Les six autres cités sont ensuite présentées dans l’ordre alphabétique, avec des particularités notables souvent intéressantes, au niveau de l’Alliance ou de manière plus générale ; sont en outre décrits, au-delà de l’histoire et de la culture de la ville, des éléments variés sur l’organisation locale de la société secrète (contact, signes particuliers, initiation, quartier général…), avec des PNJ essentiels, plutôt bien foutus dans l’ensemble ; et tout cela débouche sur des suggestions d’intrigues très correctes – avec donc un ton bien spécifique à chaque cité (ici l’Alliance Voilée se montre forte et « agressive », là elle connaît des difficultés et doit s’en tenir à une posture défensive, et entre les deux on trouve toutes les situations possibles et imaginables). Il ne serait sans doute guère intéressant de détailler dans ce compte rendu ce que l’on y trouve précisément, je vais garder le secret (ben oui, c’est un manuel spécifiquement réservé au MJ, hein…). Notons toutefois qu’on trouve, après la description des sept cités-États, quelques éléments – sans doute trop lapidaires – sur des villages de la Désolation, notamment Altaruk (un cas à part, les magiciens ne s’y cachent pas vraiment), ce qui permet d’établir un lien avec Les Négociants des Dunes, et Point-Salé (lien avec Tribus-esclaves… mais avec la contradiction notée plus haut).
Reste enfin un dernier chapitre, fort bref, consistant essentiellement – après une étrange pseudo-nouvelle, faut-il y voir un récit (bof, bof…) de l’origine de l’Alliance Voilée ? – en conseils au maître pour faire intervenir l’Alliance Voilée dans une campagne, en alliés comme en ennemis, ce qui se montre plus ou moins utile.

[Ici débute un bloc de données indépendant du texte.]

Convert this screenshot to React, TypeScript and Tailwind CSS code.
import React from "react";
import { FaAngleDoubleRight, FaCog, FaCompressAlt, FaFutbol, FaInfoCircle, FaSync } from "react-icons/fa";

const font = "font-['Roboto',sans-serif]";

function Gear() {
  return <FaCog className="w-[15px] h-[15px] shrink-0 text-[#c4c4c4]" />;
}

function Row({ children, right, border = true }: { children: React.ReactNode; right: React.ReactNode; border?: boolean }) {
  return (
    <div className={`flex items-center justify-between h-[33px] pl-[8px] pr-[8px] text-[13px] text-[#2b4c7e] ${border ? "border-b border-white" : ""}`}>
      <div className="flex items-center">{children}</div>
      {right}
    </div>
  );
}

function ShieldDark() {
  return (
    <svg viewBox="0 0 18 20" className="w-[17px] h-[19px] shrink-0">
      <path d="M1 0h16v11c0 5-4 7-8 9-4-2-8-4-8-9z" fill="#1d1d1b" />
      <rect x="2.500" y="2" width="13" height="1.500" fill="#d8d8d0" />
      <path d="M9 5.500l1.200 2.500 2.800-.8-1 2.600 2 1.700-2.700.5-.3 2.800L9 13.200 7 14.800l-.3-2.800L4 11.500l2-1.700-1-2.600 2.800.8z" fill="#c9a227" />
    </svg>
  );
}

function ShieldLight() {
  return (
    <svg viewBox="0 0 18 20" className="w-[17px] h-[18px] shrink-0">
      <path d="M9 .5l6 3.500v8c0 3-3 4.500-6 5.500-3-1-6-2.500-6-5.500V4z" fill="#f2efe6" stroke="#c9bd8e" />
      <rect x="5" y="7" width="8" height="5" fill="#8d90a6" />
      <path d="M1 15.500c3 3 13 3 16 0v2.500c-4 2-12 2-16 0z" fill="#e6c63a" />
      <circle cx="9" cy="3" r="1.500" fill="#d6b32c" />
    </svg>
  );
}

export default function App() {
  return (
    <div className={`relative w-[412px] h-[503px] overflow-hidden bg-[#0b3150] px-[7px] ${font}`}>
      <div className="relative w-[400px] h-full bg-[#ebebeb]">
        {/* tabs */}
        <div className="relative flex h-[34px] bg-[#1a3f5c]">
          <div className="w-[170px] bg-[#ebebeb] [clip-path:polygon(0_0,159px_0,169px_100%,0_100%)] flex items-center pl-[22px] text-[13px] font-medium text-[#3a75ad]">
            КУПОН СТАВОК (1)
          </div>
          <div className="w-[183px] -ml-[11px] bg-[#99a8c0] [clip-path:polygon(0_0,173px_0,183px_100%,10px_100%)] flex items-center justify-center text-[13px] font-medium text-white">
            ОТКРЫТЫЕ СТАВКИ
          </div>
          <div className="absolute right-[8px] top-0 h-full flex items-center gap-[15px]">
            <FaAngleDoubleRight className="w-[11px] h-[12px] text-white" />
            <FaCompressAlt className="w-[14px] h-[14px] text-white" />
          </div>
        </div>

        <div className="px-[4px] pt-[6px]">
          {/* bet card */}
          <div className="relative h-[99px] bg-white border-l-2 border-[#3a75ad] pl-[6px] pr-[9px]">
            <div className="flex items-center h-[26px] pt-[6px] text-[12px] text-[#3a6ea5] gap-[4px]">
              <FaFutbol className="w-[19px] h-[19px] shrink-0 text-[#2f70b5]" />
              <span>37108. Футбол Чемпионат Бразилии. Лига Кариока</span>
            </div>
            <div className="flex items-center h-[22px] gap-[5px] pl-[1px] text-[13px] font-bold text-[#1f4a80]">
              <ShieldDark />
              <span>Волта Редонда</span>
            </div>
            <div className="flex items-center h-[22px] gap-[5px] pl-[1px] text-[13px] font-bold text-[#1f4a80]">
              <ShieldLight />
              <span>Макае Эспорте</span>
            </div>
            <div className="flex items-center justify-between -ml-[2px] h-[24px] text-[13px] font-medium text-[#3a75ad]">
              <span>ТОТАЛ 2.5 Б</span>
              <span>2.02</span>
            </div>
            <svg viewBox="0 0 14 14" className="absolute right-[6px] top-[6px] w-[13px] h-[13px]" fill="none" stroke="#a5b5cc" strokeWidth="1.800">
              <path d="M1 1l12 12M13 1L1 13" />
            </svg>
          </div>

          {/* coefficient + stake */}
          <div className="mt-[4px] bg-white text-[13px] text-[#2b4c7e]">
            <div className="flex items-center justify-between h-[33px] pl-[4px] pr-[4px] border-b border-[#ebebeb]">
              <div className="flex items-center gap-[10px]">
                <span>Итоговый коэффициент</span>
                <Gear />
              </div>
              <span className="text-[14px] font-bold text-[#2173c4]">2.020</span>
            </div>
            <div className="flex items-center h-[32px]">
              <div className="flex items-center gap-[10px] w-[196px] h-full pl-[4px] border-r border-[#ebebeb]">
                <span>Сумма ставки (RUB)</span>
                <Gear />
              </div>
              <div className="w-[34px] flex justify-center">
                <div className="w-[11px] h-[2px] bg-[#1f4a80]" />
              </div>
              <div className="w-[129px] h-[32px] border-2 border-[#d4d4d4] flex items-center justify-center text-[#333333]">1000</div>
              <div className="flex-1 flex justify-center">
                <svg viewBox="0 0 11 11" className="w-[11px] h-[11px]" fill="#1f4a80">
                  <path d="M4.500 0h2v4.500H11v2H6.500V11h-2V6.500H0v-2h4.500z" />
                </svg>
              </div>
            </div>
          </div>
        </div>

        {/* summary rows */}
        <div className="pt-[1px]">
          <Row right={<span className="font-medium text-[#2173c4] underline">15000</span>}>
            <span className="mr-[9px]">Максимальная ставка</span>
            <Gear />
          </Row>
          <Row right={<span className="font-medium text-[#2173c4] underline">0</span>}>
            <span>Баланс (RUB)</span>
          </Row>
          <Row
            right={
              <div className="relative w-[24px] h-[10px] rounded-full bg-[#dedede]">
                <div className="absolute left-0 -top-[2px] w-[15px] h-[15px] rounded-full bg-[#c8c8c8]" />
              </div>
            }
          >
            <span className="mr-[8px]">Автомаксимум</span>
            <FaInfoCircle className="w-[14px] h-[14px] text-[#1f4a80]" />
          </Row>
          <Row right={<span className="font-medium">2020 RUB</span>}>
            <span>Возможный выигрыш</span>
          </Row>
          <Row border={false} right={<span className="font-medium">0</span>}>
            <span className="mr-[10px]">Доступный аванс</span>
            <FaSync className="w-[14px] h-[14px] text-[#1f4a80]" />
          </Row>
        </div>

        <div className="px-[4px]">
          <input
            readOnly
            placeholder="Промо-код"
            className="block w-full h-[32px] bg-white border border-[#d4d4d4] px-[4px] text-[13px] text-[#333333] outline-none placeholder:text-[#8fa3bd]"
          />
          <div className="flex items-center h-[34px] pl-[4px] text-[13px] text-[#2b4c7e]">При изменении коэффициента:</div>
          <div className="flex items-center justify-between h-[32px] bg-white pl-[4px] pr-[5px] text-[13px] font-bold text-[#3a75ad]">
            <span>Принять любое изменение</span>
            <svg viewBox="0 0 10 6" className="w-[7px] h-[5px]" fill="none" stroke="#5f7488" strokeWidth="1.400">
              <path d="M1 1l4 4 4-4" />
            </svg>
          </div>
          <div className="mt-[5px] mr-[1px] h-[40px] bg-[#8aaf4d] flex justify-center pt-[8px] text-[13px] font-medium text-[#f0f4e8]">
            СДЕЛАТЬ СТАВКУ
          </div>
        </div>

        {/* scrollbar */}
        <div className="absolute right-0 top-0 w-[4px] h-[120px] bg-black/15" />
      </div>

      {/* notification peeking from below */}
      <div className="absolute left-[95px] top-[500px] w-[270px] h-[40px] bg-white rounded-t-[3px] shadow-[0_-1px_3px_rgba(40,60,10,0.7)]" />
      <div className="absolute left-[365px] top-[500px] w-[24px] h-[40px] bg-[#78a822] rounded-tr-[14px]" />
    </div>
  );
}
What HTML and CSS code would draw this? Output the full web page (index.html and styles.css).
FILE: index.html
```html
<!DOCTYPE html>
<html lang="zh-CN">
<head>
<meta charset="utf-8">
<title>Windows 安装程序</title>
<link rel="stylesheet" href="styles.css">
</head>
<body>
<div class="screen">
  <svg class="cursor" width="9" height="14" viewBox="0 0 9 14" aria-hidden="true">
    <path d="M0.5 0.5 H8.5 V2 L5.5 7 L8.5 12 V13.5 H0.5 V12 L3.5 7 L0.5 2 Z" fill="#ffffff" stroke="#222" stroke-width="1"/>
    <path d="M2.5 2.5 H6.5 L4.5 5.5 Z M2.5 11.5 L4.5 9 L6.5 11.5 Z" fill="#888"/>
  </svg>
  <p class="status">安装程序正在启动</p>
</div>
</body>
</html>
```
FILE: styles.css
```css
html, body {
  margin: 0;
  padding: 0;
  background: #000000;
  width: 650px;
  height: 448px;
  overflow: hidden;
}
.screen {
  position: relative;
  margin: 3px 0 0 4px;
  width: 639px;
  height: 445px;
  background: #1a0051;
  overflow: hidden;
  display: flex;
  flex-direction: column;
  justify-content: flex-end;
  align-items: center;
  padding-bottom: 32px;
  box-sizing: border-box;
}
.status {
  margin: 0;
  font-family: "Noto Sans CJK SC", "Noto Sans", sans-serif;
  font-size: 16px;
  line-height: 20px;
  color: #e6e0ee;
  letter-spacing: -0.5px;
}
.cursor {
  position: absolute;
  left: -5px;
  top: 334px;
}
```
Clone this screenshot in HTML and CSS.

Mais bilan global très satisfaisant – probablement un peu plus que pour Tribus-esclaves, d’ailleurs. L’Alliance Voilée contient bon nombre d’idées exploitables et d’autres éléments permettant de mieux appréhender Athas et de donner un cachet particulier aux campagnes. Prochaine lecture : Les Négociants des Dunes, à propos duquel j’ai un bon a priori… On verra.